⑶ では、「やむを得ずにした」といえるか。
ア 「やむを得ずにした」とは、防衛行為の相当性をいうと解する。
イ 本件で、Vは32才・男性であり、Xは25才・男性であるところ、いずれも武術を得ていたという事情もなく、X・Vの体力は同程度であるといえる。また、Vは、Xを手拳等で顔面を殴打した上、路上に転倒させて足蹴りするという激しい暴行を加えている。しかし、対してXは、Vの顔面を殴り返すにとどまらず、ナイフという殺傷力の高い凶器を使用して胸部という身体の中枢部を数回強く突き刺しており、Vの暴行に比して行為態様が激しい。そうだとすれば、確実な防衛効果を期待できるより侵害性の低い侵害排除手段が存在していたといえる。
これらを総合考慮すると、Xの反撃行為は、防衛行為として相当性を欠き、「やむを得ずにした」といえない。
⑷ よって、正当防衛は成立せず、違法性が阻却されない。
したがって、殺人罪が成立し、後述の通りXと傷害致死罪(205条)の限度で共同正犯(60条)となる。
3. もっとも、過剰防衛(36条2項)として、刑が任意的に減免される。
第2 Xの罪責
1. 前述第1のYの行為につき、Yと殺人罪の共同正犯(60条、199条)が成立するか。
⑴ 共同正犯の処罰根拠は、結果に対して物理的・心理的因果性を及ぼした点にある。そして、かかる因果性は、実行行為以外の行為によっても認められうる。

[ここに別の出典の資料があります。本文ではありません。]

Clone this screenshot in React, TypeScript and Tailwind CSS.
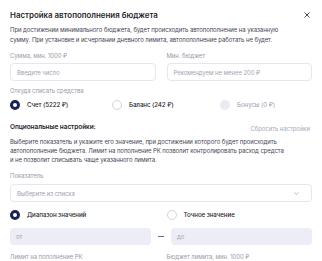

そこで、共謀共同正犯も「共同正犯」にあたりうると解する。具体的には、共謀の事実、共謀者の中の一部の者による実行行為、共謀者の正犯意思が必要と解する。
⑵ 本件では、確かに、Xが、Yを説得してVに暴行を加えることを提案しており、凶器たるナイフを使うことも容認している。しかし、Xは、侮辱的な言葉を浴びせてきたVを痛めつけるために暴行することを決意しただけである。また、Xは、YがナイフでVを刺すことになるだろうと思ってはいたが、ナイフが小型であるためVが死亡することはないだろうと思っており、Vが死んでも構わないといった殺人の未必の故意もない。対してYも、自ら進んで暴行を加えるまでの意思はない。
とすると、事実2の時点において、殺人の共謀までは認められない。
よって、殺人罪の共同正犯は成立しない。
2. では、Yと傷害致死罪の共同正犯(60条、199条)が成立するか。
⑴ 前述の通り、XY間で少なくとも、Vに対する有形力の行使という「暴行」(208条)の共謀がある。また、かかる共謀に基づき、共謀者たるYが、前述第1の暴行を加えている。そして、Xは自らYにVに暴行を加えるために協力してほしい旨説得しており、ナイフを使用することも指示していることから、Xは首謀者的な地位にあるといえる。また、XはYの先輩であり、上下関係に伴うXの影響力は強い。とすれば、Xに正犯意思もある。
よって、少なくとも暴行罪の共同正犯は成立しうる。
⑵ では、傷害致死罪の共同正犯までも成立するか。結果的加重犯の共同正犯の成否が問題となる。
ア 結果的加重犯の基本行為は、重い結果を発生させる高度の危険性を内包している。とすれば、基本行為と重い結果との間に刑法上の因果関係があれば足り、重い結果についての過失は不要と解する。
イ 本件でも、基本行為たる暴行・傷害がなければ重い結果である死亡という結果は発生しなかったといえ、また暴行・傷害の危険がV死亡結果として現実化したといえ、刑法上の因果関係がある。
⑶ よって、傷害致死罪の共同正犯が成立する。
3. もっとも、Yに過剰防衛が成立する結果、Xにも過剰防衛の効果が及ばないか。
⑴ 36条2項が任意的な減免を認める根拠は、恐怖・興奮などにより責任が減少することにあると解する。そして、責任とは、行為者に対する非難可能性である以上、行為者ごとに個別的に判断すべきである。
⑵ 本件でXは、YがAに向かえばVとYが喧嘩になり、YがナイフでVを指すことになることを予想した上で、このことを強く願ってYを説得しており、専ら攻撃の意思を有していたといえる。よって、Xには、急迫不正の侵害を意識しつつこれを避けようとする単純な心理状態がなく、防衛の意思が認められない。
よって、Xについては、過剰防衛の効果が及ばない。
4. 以上より、Xに、Yと傷害致死罪の共同正犯が成立し、かかる罪責を負う。